* Begin Collected material *
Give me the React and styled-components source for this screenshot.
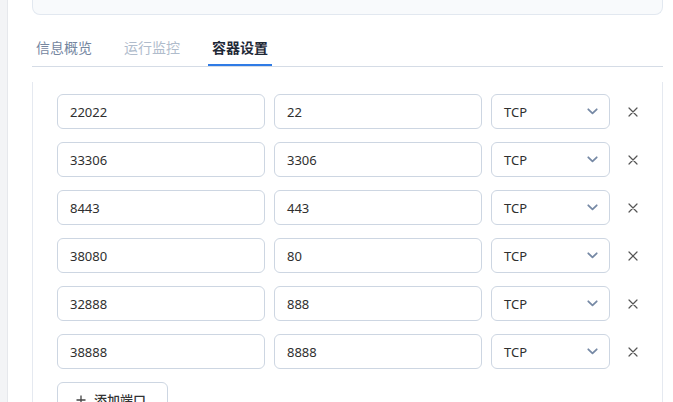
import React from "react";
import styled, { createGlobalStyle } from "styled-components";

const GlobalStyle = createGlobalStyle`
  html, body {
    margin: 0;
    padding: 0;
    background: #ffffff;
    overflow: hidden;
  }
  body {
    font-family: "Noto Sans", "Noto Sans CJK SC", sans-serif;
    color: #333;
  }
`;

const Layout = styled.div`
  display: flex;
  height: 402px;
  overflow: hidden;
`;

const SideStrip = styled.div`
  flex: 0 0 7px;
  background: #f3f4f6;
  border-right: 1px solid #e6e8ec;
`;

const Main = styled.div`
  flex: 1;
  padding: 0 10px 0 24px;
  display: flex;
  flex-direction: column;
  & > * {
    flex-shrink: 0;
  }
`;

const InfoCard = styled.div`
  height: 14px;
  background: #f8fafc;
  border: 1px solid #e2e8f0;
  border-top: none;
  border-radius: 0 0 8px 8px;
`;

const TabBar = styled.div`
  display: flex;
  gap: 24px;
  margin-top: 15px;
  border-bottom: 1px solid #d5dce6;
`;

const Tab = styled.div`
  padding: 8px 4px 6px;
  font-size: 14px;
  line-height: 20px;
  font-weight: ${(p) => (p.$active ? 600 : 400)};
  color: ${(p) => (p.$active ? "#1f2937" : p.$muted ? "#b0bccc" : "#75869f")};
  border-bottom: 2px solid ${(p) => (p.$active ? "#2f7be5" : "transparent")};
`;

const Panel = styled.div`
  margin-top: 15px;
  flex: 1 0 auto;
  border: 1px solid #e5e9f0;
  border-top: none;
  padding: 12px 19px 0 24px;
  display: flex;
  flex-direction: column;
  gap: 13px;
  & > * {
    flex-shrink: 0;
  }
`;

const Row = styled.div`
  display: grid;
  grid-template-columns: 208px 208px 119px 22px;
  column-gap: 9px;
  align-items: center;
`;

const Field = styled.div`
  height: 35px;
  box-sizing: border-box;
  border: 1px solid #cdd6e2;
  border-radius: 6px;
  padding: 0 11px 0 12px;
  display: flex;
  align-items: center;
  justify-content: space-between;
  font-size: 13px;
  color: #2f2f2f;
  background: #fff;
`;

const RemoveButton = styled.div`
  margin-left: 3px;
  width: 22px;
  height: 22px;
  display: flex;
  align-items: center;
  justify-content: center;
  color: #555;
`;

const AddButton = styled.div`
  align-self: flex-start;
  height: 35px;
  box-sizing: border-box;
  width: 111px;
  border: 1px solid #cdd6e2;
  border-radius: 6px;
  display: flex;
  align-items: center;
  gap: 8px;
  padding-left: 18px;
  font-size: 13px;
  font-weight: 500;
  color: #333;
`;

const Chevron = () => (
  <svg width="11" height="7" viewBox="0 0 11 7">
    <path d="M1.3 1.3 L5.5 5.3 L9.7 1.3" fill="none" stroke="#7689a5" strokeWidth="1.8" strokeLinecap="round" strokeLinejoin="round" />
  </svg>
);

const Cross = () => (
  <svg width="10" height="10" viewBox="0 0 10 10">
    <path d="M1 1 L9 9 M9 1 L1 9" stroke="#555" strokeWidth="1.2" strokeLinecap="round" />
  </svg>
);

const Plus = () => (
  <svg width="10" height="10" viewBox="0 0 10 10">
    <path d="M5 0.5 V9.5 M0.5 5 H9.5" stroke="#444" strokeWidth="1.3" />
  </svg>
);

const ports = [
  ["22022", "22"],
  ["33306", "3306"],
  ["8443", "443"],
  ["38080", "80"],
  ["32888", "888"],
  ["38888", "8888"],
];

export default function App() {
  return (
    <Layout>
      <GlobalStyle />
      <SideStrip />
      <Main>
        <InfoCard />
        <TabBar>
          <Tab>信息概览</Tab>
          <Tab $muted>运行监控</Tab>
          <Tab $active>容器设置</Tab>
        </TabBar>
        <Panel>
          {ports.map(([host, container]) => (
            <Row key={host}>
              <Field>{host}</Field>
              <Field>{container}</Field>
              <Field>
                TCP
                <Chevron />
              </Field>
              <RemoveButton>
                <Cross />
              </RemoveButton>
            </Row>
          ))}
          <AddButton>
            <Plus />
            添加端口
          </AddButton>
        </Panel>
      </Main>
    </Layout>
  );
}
* End Collected material *
## The exercise
Each line holding "React" must be found and copied.

## Answer for this exercise
Give me the React and styled-components source for this screenshot.
import React from "react";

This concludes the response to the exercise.